Here we go! It is 0.0047 seconds later when we get the seq we were waiting on.

Frame 48425 (1514 bytes on wire, 1514 bytes captured) Ethernet II, Src: 00:12:79:3E:09:EC, Dst: 00:12:79:58:E0:5E Internet Protocol, Src Addr: 4.4.4.131 (4.4.4.131), Dst Addr: 10.3.194.90 (10.3.194.90) Transmission Control Protocol, Src Port: 40495 (40495), Dst Port: ftp- data (20), Seq: 3707062925, Ack: 3923484752, Len: 1460     Source port: 40495 (40495)     Destination port: ftp-data (20)     Sequence number: 3707062925     Next sequence number: 3707064385     Acknowledgement number: 3923484752     Header length: 20 bytes     Flags: 0x0010 (ACK)     Window size: 24820     Checksum: 0xe59e (correct)     SEQ/ACK analysis FTP Data

The problem is TCP retransmission. This is not to say that the remote machine is wrong in continuing to send data, even though it is getting packets from the local machine saying that it is still waiting for old data. Keep in mind that the remote machine believes the first seq will eventually make it to the local host, or that the local host's ACK of what it has already sent will come back. Only after several retries does the remote machine realize that it needs to resend the packet, which it does. Note that the overall problem here is not how the local and remote host handled the missing packet, but the fact that the packet was missing at all. From what we could tell, this packet loss was causing other issues, including a lot of stress on the ARPA transport software on one or both of the servers.

It is possible that one of the cards or drivers on either the remote or local machine is missing packets; however, this does not stand up against the fact that other IPs on the same NIC are operational. The fact that the problem only seems to happen on certain IPs seems to indicate that the network is the cause of the issue. To test further, we recommend assigning another IP to lan1:3 (to possibly avoid any odd routing entries in the network equipment) and putting sniffers at both ends to see whether they detect these missing packets (eliminating the two servers from being the cause of the issue).

Solution 13-5

In our case, the customer's networking team comes back and informs the end user that a problem occurred with the switch and that it was being replaced. The switch was old and had out-of-date firmware. Instead of upgrading it, they simply replaced it with a newer switch. After the switch was replaced, the issue was resolved.

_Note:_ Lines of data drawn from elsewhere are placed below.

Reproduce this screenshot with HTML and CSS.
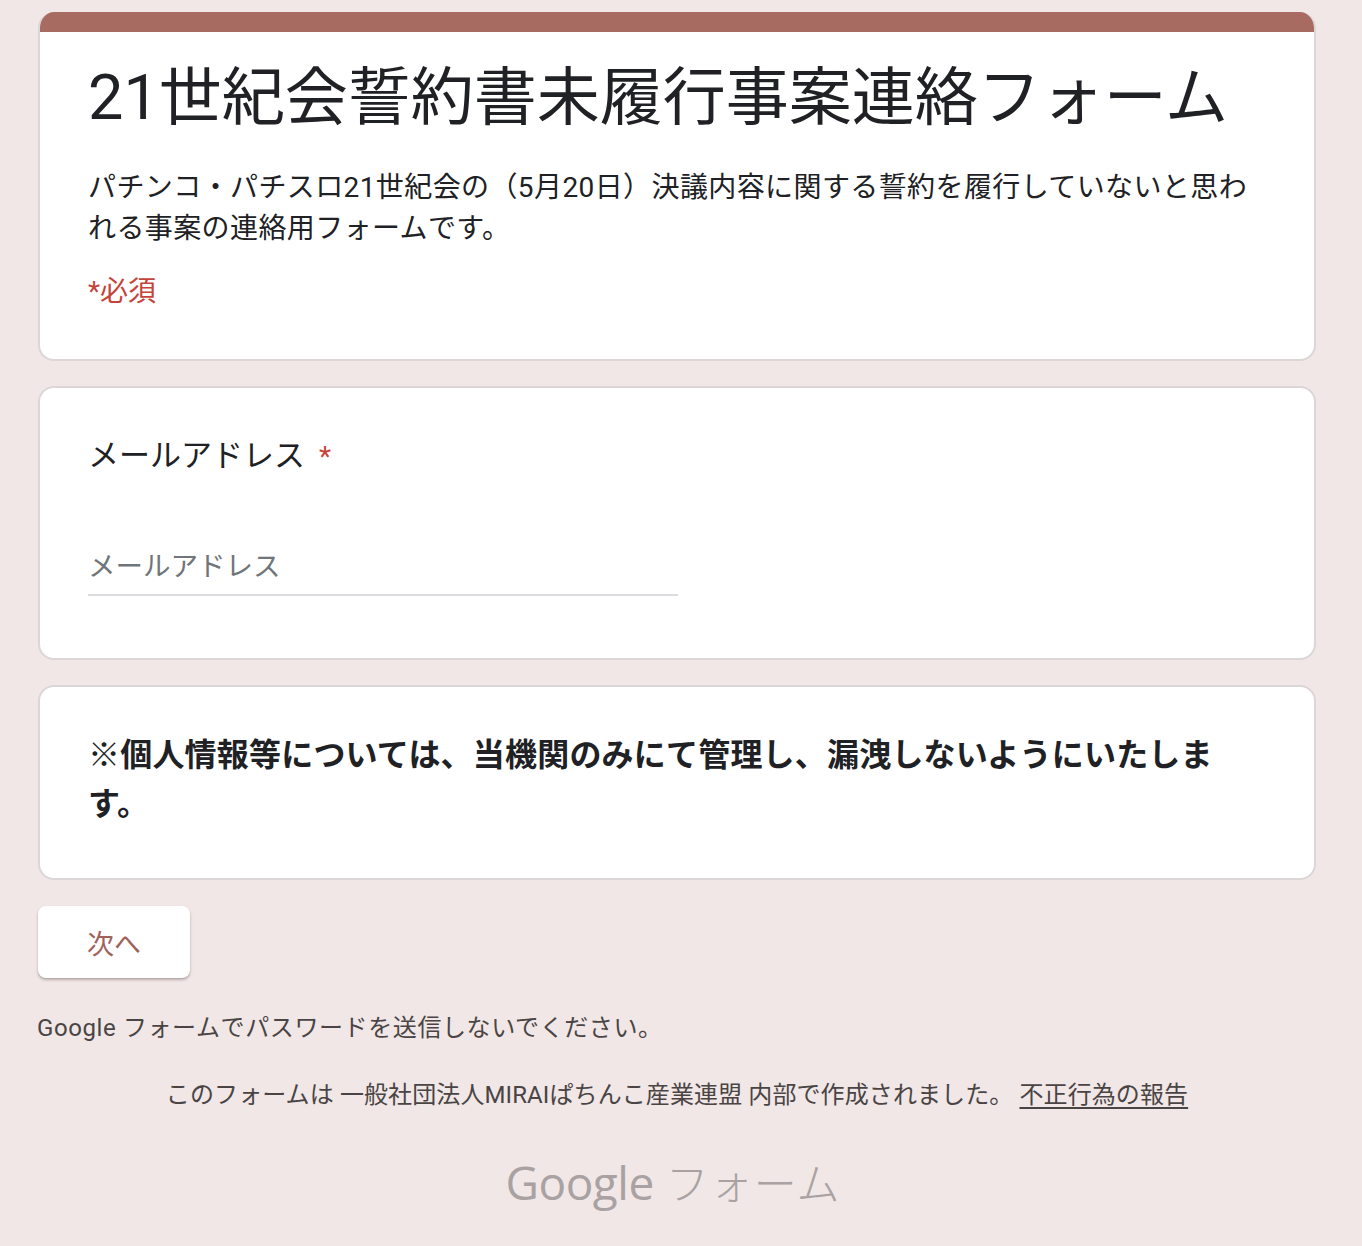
FILE: index.html
```html
<!DOCTYPE html>
<html lang="ja">
<head>
<meta charset="utf-8">
<title>21世紀会誓約書未履行事案連絡フォーム</title>
<link rel="stylesheet" href="styles.css">
</head>
<body>
<div class="page">
  <div class="card header-card">
    <div class="bar"></div>
    <div class="header-body">
      <h1 class="title">21世紀会誓約書未履行事案連絡フォーム</h1>
      <p class="desc">パチンコ・パチスロ21世紀会の（5月20日）決議内容に関する誓約を履行していないと思われる事案の連絡用フォームです。</p>
      <p class="required">*必須</p>
    </div>
  </div>

  <div class="card question-card">
    <div class="q-title">メールアドレス<span class="star">*</span></div>
    <div class="field"><span class="placeholder">メールアドレス</span></div>
  </div>

  <div class="card note-card">
    <p class="note">※個人情報等については、当機関のみにて管理し、漏洩しないようにいたします。</p>
  </div>

  <div class="actions">
    <button class="next-btn" type="button">次へ</button>
  </div>

  <p class="warn">Google フォームでパスワードを送信しないでください。</p>

  <p class="made">このフォームは 一般社団法人MIRAIぱちんこ産業連盟 内部で作成されました。 <a class="report" href="#">不正行為の報告</a></p>

  <div class="brand"><span class="brand-google">Google</span><span class="brand-forms">フォーム</span></div>
</div>
</body>
</html>
```

FILE: styles.css
```css
html, body {
  margin: 0;
  padding: 0;
  background: #f0e7e6;
}

body {
  font-family: "Roboto", "Noto Sans CJK JP", sans-serif;
  color: #202124;
}

.page {
  width: 1278px;
  margin-left: 38px;
  padding-top: 12px;
  padding-bottom: 40px;
}

.card {
  background: #ffffff;
  border: 2px solid #dcd6d6;
  border-radius: 16px;
  box-sizing: border-box;
  margin-bottom: 25px;
}

.header-card {
  border-top: none;
  overflow: hidden;
}

.bar {
  height: 20px;
  background: #a86b61;
  margin: 0 -2px;
}

.header-body {
  padding: 26px 48px 47px 48px;
}

.title {
  margin: 0;
  font-size: 63px;
  line-height: 80px;
  font-weight: 400;
  color: #202124;
}

.desc {
  margin: 29px 0 0 0;
  font-size: 28px;
  line-height: 41px;
  letter-spacing: 0.4px;
  color: #202124;
}

.required {
  margin: 23px 0 0 0;
  font-size: 28px;
  line-height: 40px;
  color: #c5433a;
}

.question-card {
  padding: 44px 48px 62px 48px;
}

.q-title {
  font-size: 31px;
  line-height: 48px;
  color: #202124;
}

.star {
  color: #c5433a;
  margin-left: 14px;
  font-size: 28px;
}

.field {
  width: 590px;
  margin-top: 66px;
  padding-bottom: 7px;
  border-bottom: 2px solid #dadce0;
}

.placeholder {
  display: block;
  font-size: 27.5px;
  line-height: 40px;
  color: #70757a;
}

.note-card {
  padding: 44px 48px 49px 48px;
}

.note {
  margin: 0;
  font-size: 32px;
  line-height: 49px;
  font-weight: 700;
  letter-spacing: 0.2px;
  color: #202124;
}

.actions {
  margin-top: 26px;
}

.next-btn {
  width: 152px;
  height: 72px;
  border: none;
  border-radius: 8px;
  background: #ffffff;
  box-shadow: 0 2px 3px rgba(60, 40, 40, 0.28), 0 1px 1px rgba(60, 40, 40, 0.1);
  font-family: "Roboto", "Noto Sans CJK JP", sans-serif;
  font-size: 27px;
  color: #9f6158;
  padding: 0;
}

.warn {
  margin: 34px 0 0 -1px;
  font-size: 24px;
  line-height: 32px;
  letter-spacing: 0.6px;
  color: #4a4444;
}

.made {
  margin: 35px 0 0 0;
  text-align: center;
  font-size: 24px;
  line-height: 32px;
  letter-spacing: 0.1px;
  color: #4a4444;
}

.report {
  color: #4a4444;
  text-decoration: underline;
  text-underline-offset: 4px;
}

.brand {
  margin-top: 40px;
  text-align: center;
  line-height: 60px;
  color: #aaa2a2;
  margin-left: -8px;
}

.brand-google {
  font-family: "Open Sans", "Roboto", sans-serif;
  font-size: 46px;
  font-weight: 500;
  letter-spacing: -0.5px;
}

.brand-forms {
  font-family: "Noto Sans CJK JP", sans-serif;
  font-size: 43px;
  font-weight: 300;
  letter-spacing: 1px;
  margin-left: 12px;
}
```
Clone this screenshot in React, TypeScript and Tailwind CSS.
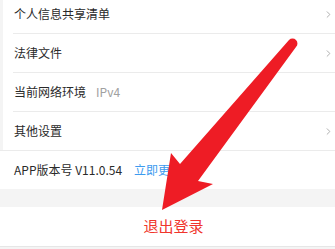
import { ChevronRight } from "lucide-react";

const font = { fontFamily: '"Noto Sans CJK SC", "Noto Sans", sans-serif' };

function Row({ label, extra, chevron }: { label: string; extra?: React.ReactNode; chevron?: boolean }) {
  return (
    <div className="h-[39px] flex items-center pl-[1px] pr-[1px] border-b border-[#ebebeb]">
      <span className="text-[12px] text-[#2a2a2a]">{label}</span>
      {extra}
      {chevron && <ChevronRight className="ml-auto w-[11px] h-[11px] text-[#a8a8a8]" strokeWidth={2} />}
    </div>
  );
}

export default function App() {
  return (
    <div className="relative w-[335px] h-[249px] overflow-hidden bg-[#f4f4f4]" style={font}>
      <div className="-mt-[5px]">
        <div className="ml-[3px] bg-white pl-[10px]">
          <Row label="个人信息共享清单" chevron />
          <Row label="法律文件" chevron />
          <Row label="当前网络环境" extra={<span className="ml-[10px] text-[12px] text-[#a0a0a0]">IPv4</span>} />
        </div>
        <div className="border-b border-[#ebebeb]">
          <div className="ml-[3px] bg-white h-[38px] flex items-center pl-[11px] pr-[1px]">
            <span className="text-[12px] text-[#2a2a2a]">其他设置</span>
            <ChevronRight className="ml-auto w-[11px] h-[11px] text-[#a8a8a8]" strokeWidth={2} />
          </div>
        </div>
        <div className="bg-white h-[38px] flex items-center pl-[14px]">
          <span className="text-[12px] text-[#2a2a2a]">APP版本号 V11.0.54</span>
          <span className="ml-[12px] text-[12px] text-[#3d9bef]">立即更新</span>
        </div>
        <div className="h-[18px]" />
        <div className="bg-white h-[40px] border-b border-[#e6e6e6] flex items-center justify-center pl-[12px]">
          <span className="text-[15px] text-[#f0352c]">退出登录</span>
        </div>
      </div>
      <svg className="absolute left-0 top-0" width="335" height="249" viewBox="0 0 335 249">
        <path
          d="M289 40 L180 164 L171 153 L162 210 L213 184 L198 181 L296 47 A4.5 4.5 0 0 0 289 40 Z"
          fill="#ee1c25"
        />
      </svg>
    </div>
  );
}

Troubleshooting at the Application Level: The Final Layer of the TCP/IP Model

This is the layer where we leave the "network" and rely on the application and kernel. Troubleshooting within this layer takes time because each program can have a different characteristic. The TCP/IP model groups three layers of the OSI model into this area. Protocols such as DNS, LDAP, and NetBios-NS, and even FTP, finger, TELNET, X Windows, HTTP, and SNMP reside in this layer.

No one troubleshooting methodology applies to all these protocols; however, understanding where they sit in the grand scheme of the TCP/IP stack assists you in diagnosing and troubleshooting these protocols. All these protocols depend on the lower layers. The application layer, as shown earlier in this chapter, builds a data "bundle." This bundle is passed to the lower layer, transport (TCP/UDP), where it is either broken into smaller chunks or taken as-is and prepended with that layer's header. Then the TCP/UDP layer sends the segment down to the IP layer, where the IP header is prepended, and the result is called a datagram. From here, the kernel passes this datagram down to the link layer, where the MAC header is added, at which point the datagram becomes an Ethernet frame.

Any one of these layers could cause a problem with an application. Always take the easiest approach first. Most of the time, we get lucky and discover that the problem is a simple configuration change. Never start with a network trace because this alone almost never provides a solution or, for that matter, a reasonable explanation for why the application is behaving the way it is.